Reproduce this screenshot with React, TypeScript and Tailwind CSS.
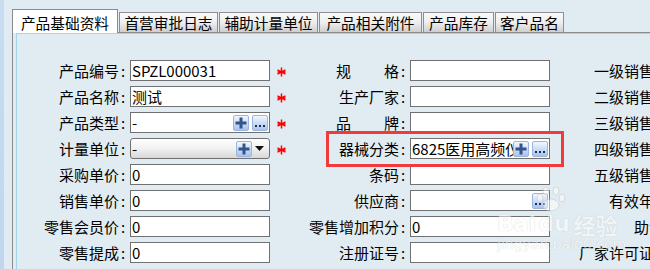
import React from "react";

function PlusBtn() {
  return (
    <span className="flex h-[16px] w-[16px] shrink-0 items-center justify-center rounded-[2px] border border-[#9cb5dd] bg-linear-to-b from-[#f2f7fe] to-[#a8c3ee]">
      <svg width="12" height="12" viewBox="0 0 12 12">
        <path d="M6 0.5v11M0.5 6h11" stroke="#34558a" strokeWidth="3" />
      </svg>
    </span>
  );
}

function DotsBtn() {
  return (
    <span className="flex h-[16px] w-[16px] shrink-0 items-end justify-center rounded-[2px] border border-[#9cb5dd] bg-linear-to-b from-[#f2f7fe] to-[#a8c3ee] pb-[3px]">
      <svg width="10" height="2" viewBox="0 0 10 2">
        <rect x="0" y="0" width="2" height="2" fill="#1d2d4d" />
        <rect x="4" y="0" width="2" height="2" fill="#1d2d4d" />
        <rect x="8" y="0" width="2" height="2" fill="#1d2d4d" />
      </svg>
    </span>
  );
}

function Star() {
  return (
    <svg width="9" height="10" viewBox="0 0 9 10" className="mt-[3px]">
      <path d="M4.5 0.5v9M0.5 2.8l8 4.4M8.5 2.8l-8 4.4M0.5 5h8" stroke="#ff0000" strokeWidth="1.5" />
    </svg>
  );
}

function Colon() {
  return <span className="inline-block w-[8px] text-center">:</span>;
}

function Label({ text, w, justify, extra }: { text: string; w: string; justify?: boolean; extra?: string }) {
  if (justify) {
    const chars = text.split("");
    return (
      <div className={`flex shrink-0 items-center justify-end whitespace-nowrap ${w}`}>
        <span className="flex w-[63px] justify-between">
          {chars.map((c, i) => (
            <span key={i}>{c}</span>
          ))}
        </span>
        <Colon />
      </div>
    );
  }
  return (
    <div className={`flex shrink-0 items-center whitespace-nowrap ${w} ${extra ?? "justify-end"}`}>
      <span>{text}</span>
      <Colon />
    </div>
  );
}

function Input({ value, plus, dots }: { value?: string; plus?: boolean; dots?: boolean }) {
  return (
    <div className="flex h-[21px] w-[140px] shrink-0 items-center overflow-hidden border border-[#717171] bg-white pr-px">
      <span className="min-w-0 flex-1 overflow-hidden whitespace-nowrap pl-px">{value}</span>
      {plus && <PlusBtn />}
      {plus && dots && <span className="w-[3px]" />}
      {dots && <DotsBtn />}
    </div>
  );
}

function Select({ value }: { value: string }) {
  return (
    <div className="flex h-[21px] w-[140px] shrink-0 items-center overflow-hidden rounded-[3px] border border-[#717171] bg-linear-to-b from-white via-[#f1f1f1] to-[#d9d9d9] pr-[5px]">
      <span className="flex-1 pl-px">{value}</span>
      <PlusBtn />
      <svg width="9" height="5" viewBox="0 0 9 5" className="ml-[3px]">
        <path d="M0 0h9L4.5 5z" fill="#111" />
      </svg>
    </div>
  );
}

type Row = {
  l: string;
  v: React.ReactNode;
  star?: boolean;
  m: string;
  mj?: boolean;
  mv: React.ReactNode;
  r: string;
  rextra?: string;
};

const rows: Row[] = [
  { l: "产品编号", v: <Input value="SPZL000031" />, star: true, m: "规格", mj: true, mv: <Input />, r: "一级销售价" },
  { l: "产品名称", v: <Input value="测试" />, star: true, m: "生产厂家", mv: <Input />, r: "二级销售价" },
  { l: "产品类型", v: <Input value="-" plus dots />, star: true, m: "品牌", mj: true, mv: <Input />, r: "三级销售价" },
  { l: "计量单位", v: <Select value="-" />, star: true, m: "器械分类", mv: <Input value="6825医用高频仪器" plus dots />, r: "四级销售价" },
  { l: "采购单价", v: <Input value="0" />, m: "条码", mv: <Input />, r: "五级销售价" },
  { l: "销售单价", v: <Input value="0" />, m: "供应商", mv: <Input dots />, r: "有效年限" },
  { l: "零售会员价", v: <Input value="0" />, m: "零售增加积分", mv: <Input value="0" />, r: "助记码", rextra: "justify-start pl-[84px]" },
  { l: "零售提成", v: <Input value="0" />, m: "注册证号", mv: <Input />, r: "厂家许可证号" },
];

const tabs = [
  { t: "首营审批日志", w: "w-[99px]" },
  { t: "辅助计量单位", w: "w-[99px]" },
  { t: "产品相关附件", w: "w-[103px]" },
  { t: "产品库存", w: "w-[71px]" },
  { t: "客户品名", w: "w-[69px]" },
];

export default function App() {
  return (
    <div className="relative flex h-[269px] w-[650px] overflow-hidden bg-[#e1ecf2] font-['Noto_Sans_CJK_SC',sans-serif] text-[15px] leading-[21px] text-black">
      <div className="w-[4px] shrink-0 bg-linear-to-b from-[#c9ddf1] to-[#bfd6ee]" />
      <div className="ml-[8px] mt-[9px] flex min-w-0 flex-1 flex-col">
        {/* tab bar */}
        <div className="flex h-[24px] shrink-0">
          <div className="flex h-[24px] w-[106px] shrink-0 items-center justify-center border-x border-t border-[#8c8c8c] bg-white pt-px text-[14.7px]">
            产品基础资料
          </div>
          <div className="flex flex-1 items-end border-b border-[#8c8c8c]">
            {tabs.map((t) => (
              <div
                key={t.t}
                className={`ml-px flex h-[20px] shrink-0 items-center justify-center whitespace-nowrap border-x border-t border-[#8f8f8f] bg-linear-to-b from-[#fafafa] via-[#eeeeee] to-[#cfcfcf] text-[14.7px] ${t.w}`}
              >
                {t.t}
              </div>
            ))}
          </div>
        </div>
        {/* panel */}
        <div className="flex flex-1 border-l border-[#8c8c8c] pl-[3px]">
          <div className="flex flex-1 flex-col gap-[5px] border-l border-t border-[#a2d6e7] pt-[26px]">
            {rows.map((r, i) => (
              <div key={i} className="flex h-[21px] items-center">
                <Label text={r.l} w="w-[110px]" />
                <div className="ml-[3px]">{r.v}</div>
                <div className="flex h-[21px] w-[20px] shrink-0 items-center pl-[7px]">{r.star && <Star />}</div>
                <Label text={r.m} w="w-[117px]" justify={r.mj} />
                <div className="ml-[3px]">{r.mv}</div>
                <Label text={r.r} w="w-[127px]" extra={r.rextra} />
              </div>
            ))}
          </div>
        </div>
      </div>

      {/* highlight box */}
      <div className="absolute left-[326px] top-[131px] h-[36px] w-[238px] border-[3px] border-[#ef3b3b]" />

      {/* watermark */}
      <div className="pointer-events-none absolute left-[497px] top-[186px] flex flex-col items-start opacity-50">
        <svg width="40" height="26" viewBox="0 0 40 26" className="ml-[34px]">
          <ellipse cx="20" cy="19" rx="8" ry="6" fill="white" stroke="#c8c8c8" />
          <ellipse cx="9" cy="12" rx="3" ry="4" fill="white" stroke="#c8c8c8" />
          <ellipse cx="15" cy="5" rx="3" ry="4" fill="white" stroke="#c8c8c8" />
          <ellipse cx="25" cy="5" rx="3" ry="4" fill="white" stroke="#c8c8c8" />
          <ellipse cx="31" cy="12" rx="3" ry="4" fill="white" stroke="#c8c8c8" />
        </svg>
        <div className="flex items-center font-['DejaVu_Sans',sans-serif] text-[22px] leading-[24px] font-bold text-white [text-shadow:0_0_1px_#9a9a9a]">
          <span>Bai</span>
          <span className="ml-[2px]">du</span>
          <span className="ml-[4px] font-['Noto_Sans_CJK_SC',sans-serif]">经验</span>
        </div>
        <div className="font-['DejaVu_Sans',sans-serif] text-[14px] leading-[16px] text-white [text-shadow:0_0_1px_#9a9a9a]">
          jingyan.baidu.com
        </div>
      </div>
    </div>
  );
}
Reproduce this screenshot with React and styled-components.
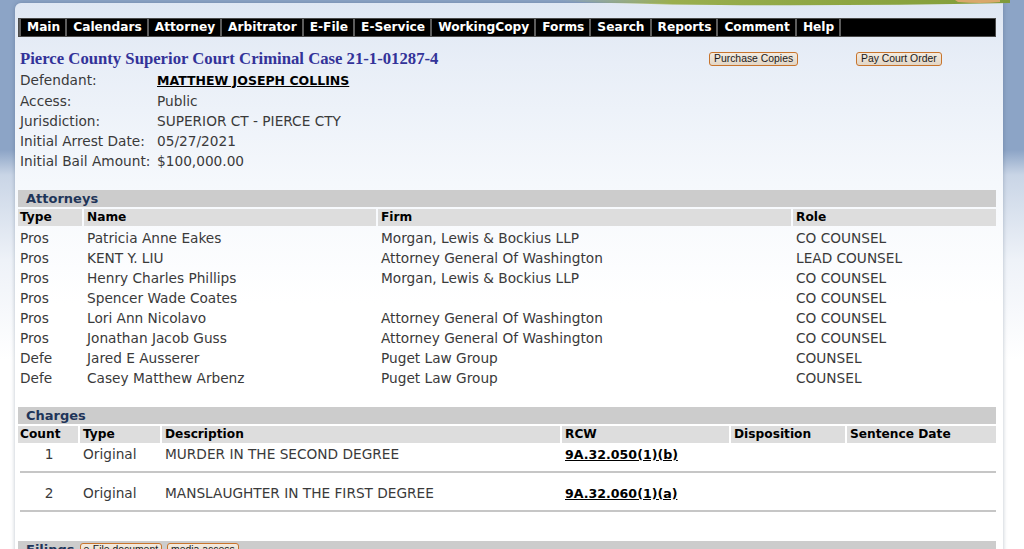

:::::

§ **Work required**
Set down all the entries exactly as they appear, but skip any pictures.

§ **Right answer**
Reproduce this screenshot with React, TypeScript and Tailwind CSS.
import React from "react";

function PlusBtn() {
  return (
    <span className="flex h-[16px] w-[16px] shrink-0 items-center justify-center rounded-[2px] border border-[#9cb5dd] bg-linear-to-b from-[#f2f7fe] to-[#a8c3ee]">
      <svg width="12" height="12" viewBox="0 0 12 12">
        <path d="M6 0.5v11M0.5 6h11" stroke="#34558a" strokeWidth="3" />
      </svg>
    </span>
  );
}

function DotsBtn() {
  return (
    <span className="flex h-[16px] w-[16px] shrink-0 items-end justify-center rounded-[2px] border border-[#9cb5dd] bg-linear-to-b from-[#f2f7fe] to-[#a8c3ee] pb-[3px]">
      <svg width="10" height="2" viewBox="0 0 10 2">
        <rect x="0" y="0" width="2" height="2" fill="#1d2d4d" />
        <rect x="4" y="0" width="2" height="2" fill="#1d2d4d" />
        <rect x="8" y="0" width="2" height="2" fill="#1d2d4d" />
      </svg>
    </span>
  );
}

function Star() {
  return (
    <svg width="9" height="10" viewBox="0 0 9 10" className="mt-[3px]">
      <path d="M4.5 0.5v9M0.5 2.8l8 4.4M8.5 2.8l-8 4.4M0.5 5h8" stroke="#ff0000" strokeWidth="1.5" />
    </svg>
  );
}

function Colon() {
  return <span className="inline-block w-[8px] text-center">:</span>;
}

function Label({ text, w, justify, extra }: { text: string; w: string; justify?: boolean; extra?: string }) {
  if (justify) {
    const chars = text.split("");
    return (
      <div className={`flex shrink-0 items-center justify-end whitespace-nowrap ${w}`}>
        <span className="flex w-[63px] justify-between">
          {chars.map((c, i) => (
            <span key={i}>{c}</span>
          ))}
        </span>
        <Colon />
      </div>
    );
  }
  return (
    <div className={`flex shrink-0 items-center whitespace-nowrap ${w} ${extra ?? "justify-end"}`}>
      <span>{text}</span>
      <Colon />
    </div>
  );
}

function Input({ value, plus, dots }: { value?: string; plus?: boolean; dots?: boolean }) {
  return (
    <div className="flex h-[21px] w-[140px] shrink-0 items-center overflow-hidden border border-[#717171] bg-white pr-px">
      <span className="min-w-0 flex-1 overflow-hidden whitespace-nowrap pl-px">{value}</span>
      {plus && <PlusBtn />}
      {plus && dots && <span className="w-[3px]" />}
      {dots && <DotsBtn />}
    </div>
  );
}

function Select({ value }: { value: string }) {
  return (
    <div className="flex h-[21px] w-[140px] shrink-0 items-center overflow-hidden rounded-[3px] border border-[#717171] bg-linear-to-b from-white via-[#f1f1f1] to-[#d9d9d9] pr-[5px]">
      <span className="flex-1 pl-px">{value}</span>
      <PlusBtn />
      <svg width="9" height="5" viewBox="0 0 9 5" className="ml-[3px]">
        <path d="M0 0h9L4.5 5z" fill="#111" />
      </svg>
    </div>
  );
}

type Row = {
  l: string;
  v: React.ReactNode;
  star?: boolean;
  m: string;
  mj?: boolean;
  mv: React.ReactNode;
  r: string;
  rextra?: string;
};

const rows: Row[] = [
  { l: "产品编号", v: <Input value="SPZL000031" />, star: true, m: "规格", mj: true, mv: <Input />, r: "一级销售价" },
  { l: "产品名称", v: <Input value="测试" />, star: true, m: "生产厂家", mv: <Input />, r: "二级销售价" },
  { l: "产品类型", v: <Input value="-" plus dots />, star: true, m: "品牌", mj: true, mv: <Input />, r: "三级销售价" },
  { l: "计量单位", v: <Select value="-" />, star: true, m: "器械分类", mv: <Input value="6825医用高频仪器" plus dots />, r: "四级销售价" },
  { l: "采购单价", v: <Input value="0" />, m: "条码", mv: <Input />, r: "五级销售价" },
  { l: "销售单价", v: <Input value="0" />, m: "供应商", mv: <Input dots />, r: "有效年限" },
  { l: "零售会员价", v: <Input value="0" />, m: "零售增加积分", mv: <Input value="0" />, r: "助记码", rextra: "justify-start pl-[84px]" },
  { l: "零售提成", v: <Input value="0" />, m: "注册证号", mv: <Input />, r: "厂家许可证号" },
];

const tabs = [
  { t: "首营审批日志", w: "w-[99px]" },
  { t: "辅助计量单位", w: "w-[99px]" },
  { t: "产品相关附件", w: "w-[103px]" },
  { t: "产品库存", w: "w-[71px]" },
  { t: "客户品名", w: "w-[69px]" },
];

export default function App() {
  return (
    <div className="relative flex h-[269px] w-[650px] overflow-hidden bg-[#e1ecf2] font-['Noto_Sans_CJK_SC',sans-serif] text-[15px] leading-[21px] text-black">
      <div className="w-[4px] shrink-0 bg-linear-to-b from-[#c9ddf1] to-[#bfd6ee]" />
      <div className="ml-[8px] mt-[9px] flex min-w-0 flex-1 flex-col">
        {/* tab bar */}
        <div className="flex h-[24px] shrink-0">
          <div className="flex h-[24px] w-[106px] shrink-0 items-center justify-center border-x border-t border-[#8c8c8c] bg-white pt-px text-[14.7px]">
            产品基础资料
          </div>
          <div className="flex flex-1 items-end border-b border-[#8c8c8c]">
            {tabs.map((t) => (
              <div
                key={t.t}
                className={`ml-px flex h-[20px] shrink-0 items-center justify-center whitespace-nowrap border-x border-t border-[#8f8f8f] bg-linear-to-b from-[#fafafa] via-[#eeeeee] to-[#cfcfcf] text-[14.7px] ${t.w}`}
              >
                {t.t}
              </div>
            ))}
          </div>
        </div>
        {/* panel */}
        <div className="flex flex-1 border-l border-[#8c8c8c] pl-[3px]">
          <div className="flex flex-1 flex-col gap-[5px] border-l border-t border-[#a2d6e7] pt-[26px]">
            {rows.map((r, i) => (
              <div key={i} className="flex h-[21px] items-center">
                <Label text={r.l} w="w-[110px]" />
                <div className="ml-[3px]">{r.v}</div>
                <div className="flex h-[21px] w-[20px] shrink-0 items-center pl-[7px]">{r.star && <Star />}</div>
                <Label text={r.m} w="w-[117px]" justify={r.mj} />
                <div className="ml-[3px]">{r.mv}</div>
                <Label text={r.r} w="w-[127px]" extra={r.rextra} />
              </div>
            ))}
          </div>
        </div>
      </div>

      {/* highlight box */}
      <div className="absolute left-[326px] top-[131px] h-[36px] w-[238px] border-[3px] border-[#ef3b3b]" />

      {/* watermark */}
      <div className="pointer-events-none absolute left-[497px] top-[186px] flex flex-col items-start opacity-50">
        <svg width="40" height="26" viewBox="0 0 40 26" className="ml-[34px]">
          <ellipse cx="20" cy="19" rx="8" ry="6" fill="white" stroke="#c8c8c8" />
          <ellipse cx="9" cy="12" rx="3" ry="4" fill="white" stroke="#c8c8c8" />
          <ellipse cx="15" cy="5" rx="3" ry="4" fill="white" stroke="#c8c8c8" />
          <ellipse cx="25" cy="5" rx="3" ry="4" fill="white" stroke="#c8c8c8" />
          <ellipse cx="31" cy="12" rx="3" ry="4" fill="white" stroke="#c8c8c8" />
        </svg>
        <div className="flex items-center font-['DejaVu_Sans',sans-serif] text-[22px] leading-[24px] font-bold text-white [text-shadow:0_0_1px_#9a9a9a]">
          <span>Bai</span>
          <span className="ml-[2px]">du</span>
          <span className="ml-[4px] font-['Noto_Sans_CJK_SC',sans-serif]">经验</span>
        </div>
        <div className="font-['DejaVu_Sans',sans-serif] text-[14px] leading-[16px] text-white [text-shadow:0_0_1px_#9a9a9a]">
          jingyan.baidu.com
        </div>
      </div>
    </div>
  );
}
Reproduce this screenshot with React and styled-components.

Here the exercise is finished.